The mother of my childhood seems like an aloof figure, not nearly as present in my life as Grandma and prone to disappoint my expectations of perfection. Did I ever thank her for arranging for piano lessons and making sure I made it there, even when we no longer had a car? No, I blamed her for missing my last football game, where I played in the band. Did I thank her for giving of herself, so that I got to paint my bedroom my favorite color, lavender? No, I blamed her for making me “work” on my birthday.
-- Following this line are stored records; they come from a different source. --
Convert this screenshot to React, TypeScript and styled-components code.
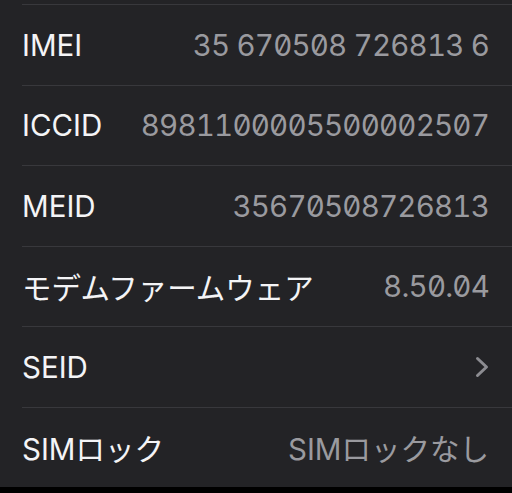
import React from "react";
import styled, { createGlobalStyle } from "styled-components";

const GlobalStyle = createGlobalStyle`
  html, body {
    margin: 0;
    padding: 0;
    background: #000;
  }
  body {
    font-family: "Inter", "Noto Sans CJK JP", sans-serif;
    -webkit-font-smoothing: antialiased;
  }
`;

interface InfoRow {
  label: string;
  value?: string;
  digits?: boolean;
  link?: boolean;
}

const rows: InfoRow[] = [
  { label: "IMEI", value: "35 670508 726813 6", digits: true },
  { label: "ICCID", value: "8981100005500002507", digits: true },
  { label: "MEID", value: "35670508726813", digits: true },
  { label: "モデムファームウェア", value: "8.50.04", digits: true },
  { label: "SEID", link: true },
  { label: "SIMロック", value: "SIMロックなし" },
];

const Card = styled.div`
  width: 512px;
  height: 487px;
  box-sizing: border-box;
  padding-top: 4px;
  background: #232326;
  display: grid;
  grid-template-rows: repeat(6, 1fr);
`;

const Row = styled.div`
  margin-left: 22px;
  padding-right: 23px;
  border-top: 1px solid #38383c;
  display: flex;
  align-items: center;
  justify-content: space-between;
  gap: 12px;
`;

const Label = styled.span`
  font-size: 29.5px;
  color: #f4f4f6;
  white-space: nowrap;
`;

const Value = styled.span<{ $digits?: boolean }>`
  font-size: 29.5px;
  color: #9a9a9f;
  white-space: nowrap;
  font-feature-settings: ${(p) => (p.$digits ? '"tnum", "zero"' : "normal")};
  letter-spacing: ${(p) => (p.$digits ? "-0.8px" : "0")};
`;

const Chevron = styled.svg`
  width: 14px;
  height: 22px;
  display: block;
`;

const App: React.FC = () => {
  return (
    <>
      <GlobalStyle />
      <Card>
        {rows.map((row) => (
          <Row key={row.label}>
            <Label>{row.label}</Label>
            {row.link ? (
              <Chevron viewBox="0 0 14 22">
                <polyline
                  points="2.5,2.5 11.5,11 2.5,19.5"
                  fill="none"
                  stroke="#8c8c91"
                  strokeWidth="3"
                  strokeLinecap="round"
                  strokeLinejoin="round"
                />
              </Chevron>
            ) : (
              <Value $digits={row.digits}>{row.value}</Value>
            )}
          </Row>
        ))}
      </Card>
    </>
  );
};

export default App;
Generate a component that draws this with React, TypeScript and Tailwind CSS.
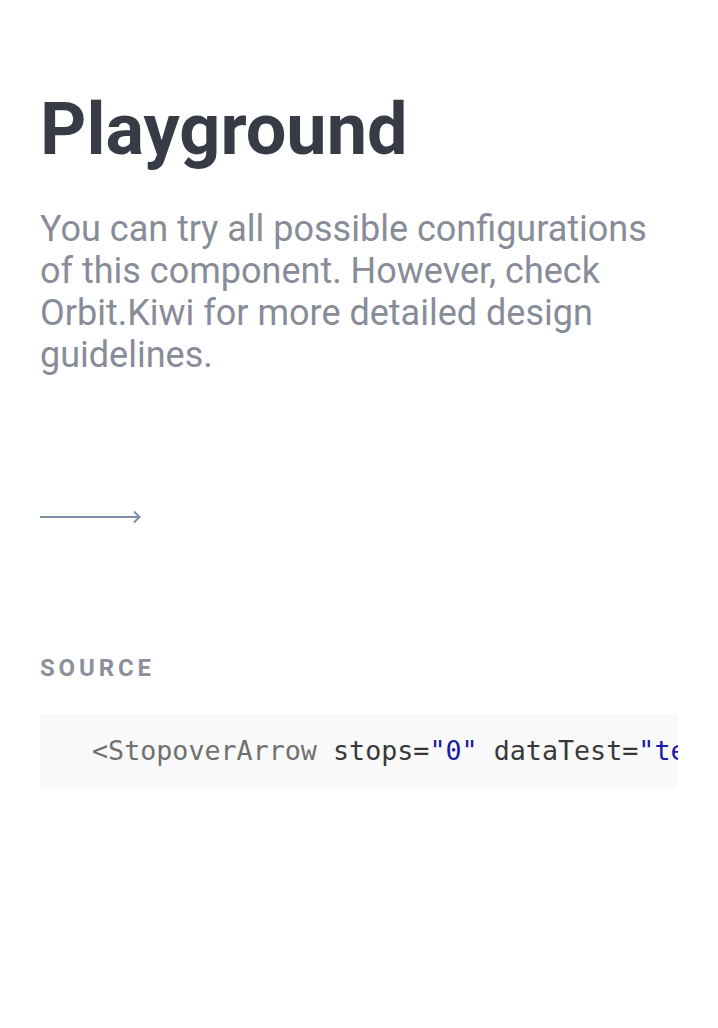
export default function App() {
  return (
    <div className="min-h-screen bg-white px-10 pt-[88px] font-['Roboto',sans-serif]">
      <h1 className="text-[72px] leading-[84px] font-bold text-[#363b46]">Playground</h1>

      <p className="mt-[36px] text-[36px] leading-[42px] text-[#888c98]">
        You can try all possible configurations of this component. However, check
        Orbit.Kiwi for more detailed design guidelines.
      </p>

      <div className="mt-[129px] h-6 flex items-center">
        <svg width="101" height="24" viewBox="0 0 101 24" fill="none">
          <path d="M0 12H99" stroke="#7d8fa6" strokeWidth="2" />
          <path d="M94 6.5L99.5 12L94 17.5" stroke="#7d8fa6" strokeWidth="2" />
        </svg>
      </div>

      <h2 className="mt-[123px] text-[24px] leading-[32px] font-bold tracking-[0.16em] text-[#8c909b]">
        SOURCE
      </h2>

      <div className="mt-[30px] bg-[#f9f9f9] overflow-hidden">
        <pre className="pl-[52px] py-[18px] font-['DejaVu_Sans_Mono',monospace] text-[26.7px] leading-[38px] whitespace-pre">
          <span className="text-[#707070]">&lt;StopoverArrow</span>
          <span className="text-[#383838]"> stops=</span>
          <span className="text-[#1a1aa6]">"0"</span>
          <span className="text-[#383838]"> dataTest=</span>
          <span className="text-[#1a1aa6]">"test"</span>
          <span className="text-[#707070]"> /&gt;</span>
        </pre>
      </div>
    </div>
  );
}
In other words, I was a typical child and didn’t recognize how good I had it. I didn’t treasure the sacrifices Mom made for me. She always worked, even if it meant scrubbing toilets or working as dispatcher for a cab company, so that I would have a roof over my head and food to eat. The hand she was dealt wasn’t the one she expected or wanted, but she lived with strength and courage. I never heard her complain, even when it meant inviting her mother to live with her or sending me to spend a summer with my father.
Mom was the driving force behind girl scouts and music lessons, summer camp and new bikes. I never lacked anything materially that children around me had. She supported my dreams. When I reached college age, she never hinted that her lack of job or college fund should hold me back. She gave me the wings I needed to reach for my dreams.
After her first stroke, Mom came to live with me. We had a six wonderful years together, rediscovering each other and I came to adore Mom once again.
When Mom died this past February, I lost my best friend.